Opinions of a third party on the grant of a protection title
The amended Law on Intellectual Property 2022 amends and supplements Article 112 and adds Article 112a after Article 112 on the opinions of a third party on the grant of a protection title.
From the date an industrial property registration application is published in the Industrial Property Official Gazette until the date of the decision to grant a protection title, any third person has the right to submit opinions with the state management agency in charge of industrial property rights on granting or not granting a protection title for that application.
Opinions must be made in writing, accompanied by documents or cited sources of information for proof.
The written opinion of a third party is considered a reference source of information for the processing of industrial property applications.
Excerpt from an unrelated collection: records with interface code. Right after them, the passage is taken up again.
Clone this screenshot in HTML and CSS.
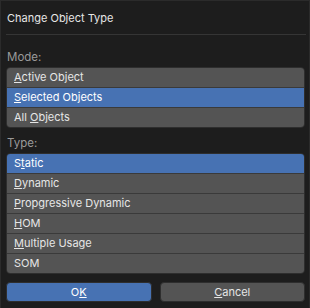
FILE: index.html
```html
<!DOCTYPE html>
<html lang="en">
<head>
    <meta charset="UTF-8">
    <meta name="viewport" content="width=device-width, initial-scale=1.0">
    <title>Change Object Type</title>
    <link rel="stylesheet" href="styles.css">
</head>
<body>
    <div class="dialog">
        <!-- Title -->
        <div class="dialog-title">Change Object Type</div>
        <div class="separator"></div>

        <!-- Mode -->
        <div class="section-label">Mode:</div>
        <div class="option-list">
            <div class="option"><u>A</u>ctive Object</div>
            <div class="option selected"><u>S</u>elected Objects</div>
            <div class="option">All <u>O</u>bjects</div>
        </div>

        <!-- Type -->
        <div class="section-label">Type:</div>
        <div class="option-list">
            <div class="option selected">S<u>t</u>atic</div>
            <div class="option"><u>D</u>ynamic</div>
            <div class="option"><u>P</u>ropgressive Dynamic</div>
            <div class="option"><u>H</u>OM</div>
            <div class="option"><u>M</u>ultiple Usage</div>
            <div class="option">SOM</div>
        </div>

        <!-- Buttons -->
        <div class="buttons">
            <button class="btn btn-ok">O<u>K</u></button>
            <button class="btn"><u>C</u>ancel</button>
        </div>
    </div>
</body>
</html>
```

FILE: styles.css
```css
body {
    margin: 0;
    background-color: #1d1d1d;
    font-family: Inter, "DejaVu Sans", sans-serif;
    font-size: 11px;
    color: #e6e6e6;
}

u {
    text-decoration: underline;
    text-decoration-thickness: 1px;
    text-underline-offset: 1px;
}

/* Popup window */
.dialog {
    box-sizing: border-box;
    width: 310px;
    height: 308px;
    border: 1px solid #2b2b2b;
    border-bottom: none;
    padding: 0 4px 0 5px;
}

.dialog-title {
    height: 33px;
    line-height: 34px;
    padding-left: 1px;
    font-size: 11px;
}

.separator {
    height: 1px;
    background-color: #353535;
    margin-right: -1px;
}

.section-label {
    height: 20px;
    line-height: 20px;
    margin-top: 12px;
    padding-left: 1px;
    color: #9a9a9a;
    font-size: 11.5px;
}

.option-list + .section-label {
    margin-top: 5px;
}

/* Lists */
.option-list {
    border: 1px solid #2e2e2e;
    border-radius: 4px;
    overflow: hidden;
}

.option {
    height: 19px;
    line-height: 19px;
    padding-left: 7px;
    background-color: #545454;
}

.option + .option {
    border-top: 1px solid #3a3a3a;
}

.option.selected {
    background-color: #4772b3;
    color: #ffffff;
}

/* Buttons */
.buttons {
    display: flex;
    gap: 8px;
    margin-top: 8px;
}

.btn {
    flex: 1;
    height: 20px;
    padding: 0;
    font-family: inherit;
    font-size: 11px;
    color: #e6e6e6;
    background-color: #545454;
    border: 1px solid #2e2e2e;
    border-radius: 4px;
}

.btn-ok {
    background-color: #4772b3;
    color: #ffffff;
}
```
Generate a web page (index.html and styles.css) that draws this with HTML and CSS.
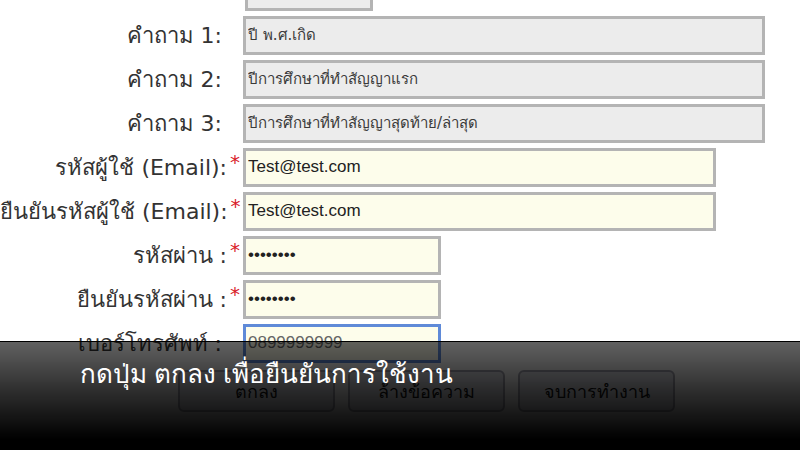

Before the date of issuance of the decision to grant a protection title, within the following time limits, any third party has the right to object to the grant of a protection title:
a) Nine months from the date the invention registration application is published;
b) Four months from the date the industrial design registration application is published;
c) Five months from the date the trademark registration application is published;
d) Three months from the date the geographical indication registration application is published.
Registration of rights to plant varieties in Vietnam
In order to have their rights to plant varieties protected, organizations and individuals must submit an application to the state management agency in charge of rights to plant varieties.
Organizations and individuals that have the right to register for plant variety protection include:
a) The author directly selects, creates, or discovers and develops plant varieties with his/her own efforts and expenses;
b) Organizations and individuals invest in the breeders to select, breed, or discover and develop plant varieties in the form of job assignment or hire unless otherwise agreed by the parties;
c) Organizations and individuals may transfer, or inherit the right to register for plant variety protection.
For plant varieties that are selected, bred, or discovered and developed as a result of scientific and technological tasks using the entire state budget, the right to register a plant variety is automatically assigned to the organization presiding over that task and without compensation.
For plant varieties that are selected, bred, or discovered and developed as a result of scientific and technological tasks, which are invested with many capital sources, including a part of the state budget, the part of the right to register for a plant variety corresponding to the proportion of the state budget allocated to the presiding organization automatically and without compensation.
The effective date of the amendment to the Amended Vietnam IP Law
This Law amending and supplementing a number of articles of the Law on Intellectual Property (IP) of Vietnam takes effect from January 1, 2023, except for the regulations on the protection of sound marks as trademarks that will take effect from January 14, 2022, and the regulation on the protection of test data for agrochemical products that will take effect from January 14, 2024.